▶ [Work to be completed]: Exact reproduction of the data is required, with images excluded.

▶ [Provided data]:
┏━━

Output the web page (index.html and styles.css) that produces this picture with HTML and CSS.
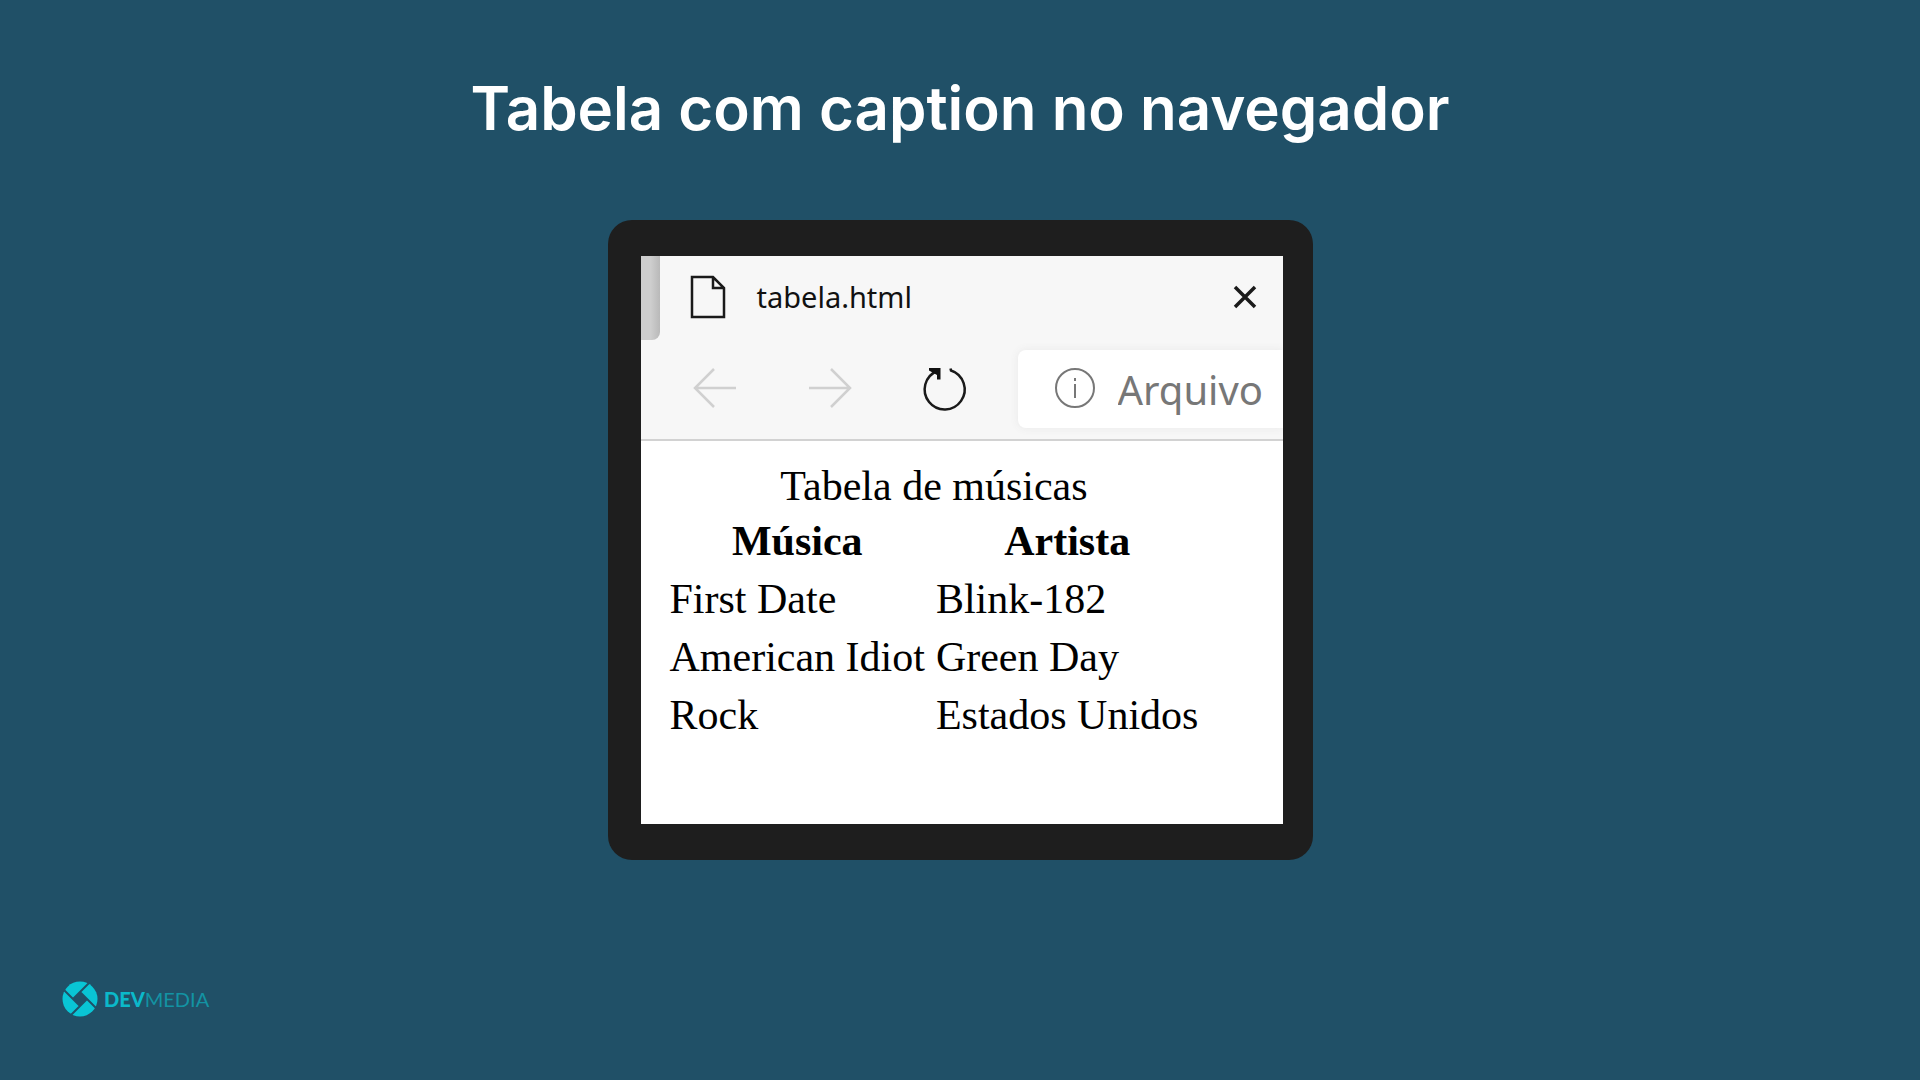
FILE: index.html
```html
<!DOCTYPE html>
<html lang="pt-BR">
<head>
<meta charset="utf-8">
<meta name="viewport" content="width=device-width, initial-scale=1">
<title>Tabela com caption no navegador</title>
<link rel="stylesheet" href="styles.css">
</head>
<body>
<main class="slide">
  <h1 class="title">Tabela com caption no navegador</h1>

  <section class="frame" aria-label="Navegador">
    <div class="browser">
      <div class="tabs">
        <span class="tab-previous"></span>
        <div class="tab">
          <svg class="icon-file" viewBox="0 0 36 44" aria-hidden="true"><path d="M2 2H23L34 13V42H2ZM23 2V13H34"/></svg>
          <span class="tab-name">tabela.html</span>
          <button class="tab-close" type="button" aria-label="Fechar guia">
            <svg class="icon-close" viewBox="0 0 24 24" aria-hidden="true"><path d="M2 2L22 22M22 2L2 22"/></svg>
          </button>
        </div>
      </div>
      <div class="toolbar">
        <div class="nav">
          <button class="nav-button" type="button" aria-label="Voltar" disabled>
            <svg class="icon-nav" viewBox="0 0 44 44" aria-hidden="true"><path d="M43 21H2M21 2L2 21L21 40"/></svg>
          </button>
          <button class="nav-button" type="button" aria-label="Avançar" disabled>
            <svg class="icon-nav" viewBox="0 0 44 44" aria-hidden="true"><path d="M1 21H42M23 2L42 21L23 40"/></svg>
          </button>
          <button class="nav-button" type="button" aria-label="Atualizar">
            <svg class="icon-nav" viewBox="0 0 44 44" aria-hidden="true"><path d="M27.500 1.500L28 3.500A20 20 0 1 1 14 4"/><path class="solid" d="M6 1H17.500V12.500H14V8L6 3.500Z"/></svg>
          </button>
        </div>
        <label class="address">
          <svg class="icon-info" viewBox="0 0 42 42" aria-hidden="true"><circle cx="21" cy="20" r="19"/><path d="M21 16V30M21 10V13"/></svg>
          <input class="address-input" type="text" value="Arquivo" aria-label="Endereço">
        </label>
      </div>
      <div class="page">
        <table class="songs">
          <caption>Tabela de músicas</caption>
          <thead>
            <tr><th scope="col">Música</th><th scope="col">Artista</th></tr>
          </thead>
          <tbody>
            <tr><td>First Date</td><td>Blink-182</td></tr>
            <tr><td>American Idiot</td><td>Green Day</td></tr>
            <tr><td>Rock</td><td>Estados Unidos</td></tr>
          </tbody>
        </table>
      </div>
    </div>
  </section>

  <footer class="brand">
    <svg class="brand-mark" viewBox="0 0 36 36" aria-hidden="true">
      <circle cx="18" cy="18" r="17.500"/>
      <path class="hole" d="M18 11L25 18L18 25L11 18Z"/>
      <path class="cut" d="M11 18L27 2M18 11L34 27M25 18L9 34M18 25L2 9"/>
    </svg>
    <span class="brand-name"><b>DEV</b>MEDIA</span>
  </footer>
</main>
</body>
</html>
```
FILE: styles.css
```css
* {
  box-sizing: border-box;
}

body {
  margin: 0;
  background: #205067;
}

.slide {
  display: flex;
  flex-direction: column;
  align-items: center;
  min-height: 100vh;
  padding: 72px 62px 60px;
}

.title {
  margin: 0 0 76px;
  color: #fff;
  font: 600 60px/72px Inter, sans-serif;
  text-align: center;
}

.frame {
  width: 100%;
  max-width: 705px;
  padding: 36px 30px 36px 33px;
  border-radius: 24px;
  background: #1e1e1e;
}

.browser {
  overflow: hidden;
  background: #fff;
}

.tabs {
  display: flex;
  height: 84px;
  background: #f7f7f7;
}

.tab-previous {
  width: 19px;
  border-bottom-right-radius: 8px;
  background: linear-gradient(to right, #cecece 50%, #b9b9b9);
}

.tab {
  display: flex;
  flex: 1;
  align-items: center;
  padding: 0 26px 2px 30px;
}

.icon-file {
  width: 36px;
  height: 44px;
  margin-right: 31px;
  fill: none;
  stroke: #1a1a1a;
  stroke-width: 2.5;
}

.tab-name {
  color: #111;
  font: 29px/40px "Noto Sans", sans-serif;
}

button {
  display: flex;
  padding: 0;
  border: 0;
  background: none;
}

.tab-close {
  margin-left: auto;
}

.icon-close {
  width: 24px;
  height: 24px;
  fill: none;
  stroke: #1a1a1a;
  stroke-width: 3.5;
}

.toolbar {
  display: flex;
  align-items: center;
  padding: 10px 0 11px 52px;
  border-bottom: 2px solid #d2d2d2;
  background: #f7f7f7;
}

.nav {
  display: flex;
  gap: 71px;
  margin-right: 51px;
}

.icon-nav {
  width: 44px;
  height: 44px;
  overflow: visible;
  fill: none;
  stroke: #1a1a1a;
  stroke-width: 2.5;
}

.nav-button:disabled .icon-nav {
  stroke: #d0d0d0;
}

.icon-nav .solid {
  fill: #111;
  stroke: none;
}

.address {
  display: flex;
  flex: 1;
  align-items: center;
  min-width: 0;
  height: 78px;
  padding-left: 36px;
  border-radius: 8px 0 0 8px;
  background: #fff;
  box-shadow: 0 0 8px #e8e8e8;
}

.icon-info {
  flex: none;
  width: 42px;
  height: 42px;
  margin-right: 22px;
  fill: none;
  stroke: #777;
  stroke-width: 2;
}

.address-input {
  flex: 1;
  min-width: 0;
  padding: 2px 0 0;
  border: 0;
  outline: 0;
  background: none;
  color: #777;
  font: 40px/56px "Noto Sans", sans-serif;
}

.page {
  min-height: 383px;
  padding: 22px 21px;
}

.songs {
  border-spacing: 5px;
  color: #000;
  font: 42px/47px "Liberation Serif", serif;
}

.songs th,
.songs td {
  padding: 3px;
}

.brand {
  display: flex;
  align-self: flex-start;
  align-items: center;
  gap: 6px;
  margin-top: auto;
}

.brand-mark {
  width: 36px;
  height: 36px;
  fill: #09c5d5;
}

.brand-mark .hole {
  fill: #205067;
}

.brand-mark .cut {
  fill: none;
  stroke: #205067;
  stroke-width: 2;
}

.brand-name {
  color: #1393a3;
  font: 400 20px/42px Lato, sans-serif;
}

.brand-name b {
  color: #0bb9ca;
  font-weight: 900;
}
```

┗━━

▶ [Reply]:
Output the web page (index.html and styles.css) that produces this picture with HTML and CSS.
FILE: index.html
```html
<!DOCTYPE html>
<html lang="pt-BR">
<head>
<meta charset="utf-8">
<meta name="viewport" content="width=device-width, initial-scale=1">
<title>Tabela com caption no navegador</title>
<link rel="stylesheet" href="styles.css">
</head>
<body>
<main class="slide">
  <h1 class="title">Tabela com caption no navegador</h1>

  <section class="frame" aria-label="Navegador">
    <div class="browser">
      <div class="tabs">
        <span class="tab-previous"></span>
        <div class="tab">
          <svg class="icon-file" viewBox="0 0 36 44" aria-hidden="true"><path d="M2 2H23L34 13V42H2ZM23 2V13H34"/></svg>
          <span class="tab-name">tabela.html</span>
          <button class="tab-close" type="button" aria-label="Fechar guia">
            <svg class="icon-close" viewBox="0 0 24 24" aria-hidden="true"><path d="M2 2L22 22M22 2L2 22"/></svg>
          </button>
        </div>
      </div>
      <div class="toolbar">
        <div class="nav">
          <button class="nav-button" type="button" aria-label="Voltar" disabled>
            <svg class="icon-nav" viewBox="0 0 44 44" aria-hidden="true"><path d="M43 21H2M21 2L2 21L21 40"/></svg>
          </button>
          <button class="nav-button" type="button" aria-label="Avançar" disabled>
            <svg class="icon-nav" viewBox="0 0 44 44" aria-hidden="true"><path d="M1 21H42M23 2L42 21L23 40"/></svg>
          </button>
          <button class="nav-button" type="button" aria-label="Atualizar">
            <svg class="icon-nav" viewBox="0 0 44 44" aria-hidden="true"><path d="M27.500 1.500L28 3.500A20 20 0 1 1 14 4"/><path class="solid" d="M6 1H17.500V12.500H14V8L6 3.500Z"/></svg>
          </button>
        </div>
        <label class="address">
          <svg class="icon-info" viewBox="0 0 42 42" aria-hidden="true"><circle cx="21" cy="20" r="19"/><path d="M21 16V30M21 10V13"/></svg>
          <input class="address-input" type="text" value="Arquivo" aria-label="Endereço">
        </label>
      </div>
      <div class="page">
        <table class="songs">
          <caption>Tabela de músicas</caption>
          <thead>
            <tr><th scope="col">Música</th><th scope="col">Artista</th></tr>
          </thead>
          <tbody>
            <tr><td>First Date</td><td>Blink-182</td></tr>
            <tr><td>American Idiot</td><td>Green Day</td></tr>
            <tr><td>Rock</td><td>Estados Unidos</td></tr>
          </tbody>
        </table>
      </div>
    </div>
  </section>

  <footer class="brand">
    <svg class="brand-mark" viewBox="0 0 36 36" aria-hidden="true">
      <circle cx="18" cy="18" r="17.500"/>
      <path class="hole" d="M18 11L25 18L18 25L11 18Z"/>
      <path class="cut" d="M11 18L27 2M18 11L34 27M25 18L9 34M18 25L2 9"/>
    </svg>
    <span class="brand-name"><b>DEV</b>MEDIA</span>
  </footer>
</main>
</body>
</html>
```
FILE: styles.css
```css
* {
  box-sizing: border-box;
}

body {
  margin: 0;
  background: #205067;
}

.slide {
  display: flex;
  flex-direction: column;
  align-items: center;
  min-height: 100vh;
  padding: 72px 62px 60px;
}

.title {
  margin: 0 0 76px;
  color: #fff;
  font: 600 60px/72px Inter, sans-serif;
  text-align: center;
}

.frame {
  width: 100%;
  max-width: 705px;
  padding: 36px 30px 36px 33px;
  border-radius: 24px;
  background: #1e1e1e;
}

.browser {
  overflow: hidden;
  background: #fff;
}

.tabs {
  display: flex;
  height: 84px;
  background: #f7f7f7;
}

.tab-previous {
  width: 19px;
  border-bottom-right-radius: 8px;
  background: linear-gradient(to right, #cecece 50%, #b9b9b9);
}

.tab {
  display: flex;
  flex: 1;
  align-items: center;
  padding: 0 26px 2px 30px;
}

.icon-file {
  width: 36px;
  height: 44px;
  margin-right: 31px;
  fill: none;
  stroke: #1a1a1a;
  stroke-width: 2.5;
}

.tab-name {
  color: #111;
  font: 29px/40px "Noto Sans", sans-serif;
}

button {
  display: flex;
  padding: 0;
  border: 0;
  background: none;
}

.tab-close {
  margin-left: auto;
}

.icon-close {
  width: 24px;
  height: 24px;
  fill: none;
  stroke: #1a1a1a;
  stroke-width: 3.5;
}

.toolbar {
  display: flex;
  align-items: center;
  padding: 10px 0 11px 52px;
  border-bottom: 2px solid #d2d2d2;
  background: #f7f7f7;
}

.nav {
  display: flex;
  gap: 71px;
  margin-right: 51px;
}

.icon-nav {
  width: 44px;
  height: 44px;
  overflow: visible;
  fill: none;
  stroke: #1a1a1a;
  stroke-width: 2.5;
}

.nav-button:disabled .icon-nav {
  stroke: #d0d0d0;
}

.icon-nav .solid {
  fill: #111;
  stroke: none;
}

.address {
  display: flex;
  flex: 1;
  align-items: center;
  min-width: 0;
  height: 78px;
  padding-left: 36px;
  border-radius: 8px 0 0 8px;
  background: #fff;
  box-shadow: 0 0 8px #e8e8e8;
}

.icon-info {
  flex: none;
  width: 42px;
  height: 42px;
  margin-right: 22px;
  fill: none;
  stroke: #777;
  stroke-width: 2;
}

.address-input {
  flex: 1;
  min-width: 0;
  padding: 2px 0 0;
  border: 0;
  outline: 0;
  background: none;
  color: #777;
  font: 40px/56px "Noto Sans", sans-serif;
}

.page {
  min-height: 383px;
  padding: 22px 21px;
}

.songs {
  border-spacing: 5px;
  color: #000;
  font: 42px/47px "Liberation Serif", serif;
}

.songs th,
.songs td {
  padding: 3px;
}

.brand {
  display: flex;
  align-self: flex-start;
  align-items: center;
  gap: 6px;
  margin-top: auto;
}

.brand-mark {
  width: 36px;
  height: 36px;
  fill: #09c5d5;
}

.brand-mark .hole {
  fill: #205067;
}

.brand-mark .cut {
  fill: none;
  stroke: #205067;
  stroke-width: 2;
}

.brand-name {
  color: #1393a3;
  font: 400 20px/42px Lato, sans-serif;
}

.brand-name b {
  color: #0bb9ca;
  font-weight: 900;
}
```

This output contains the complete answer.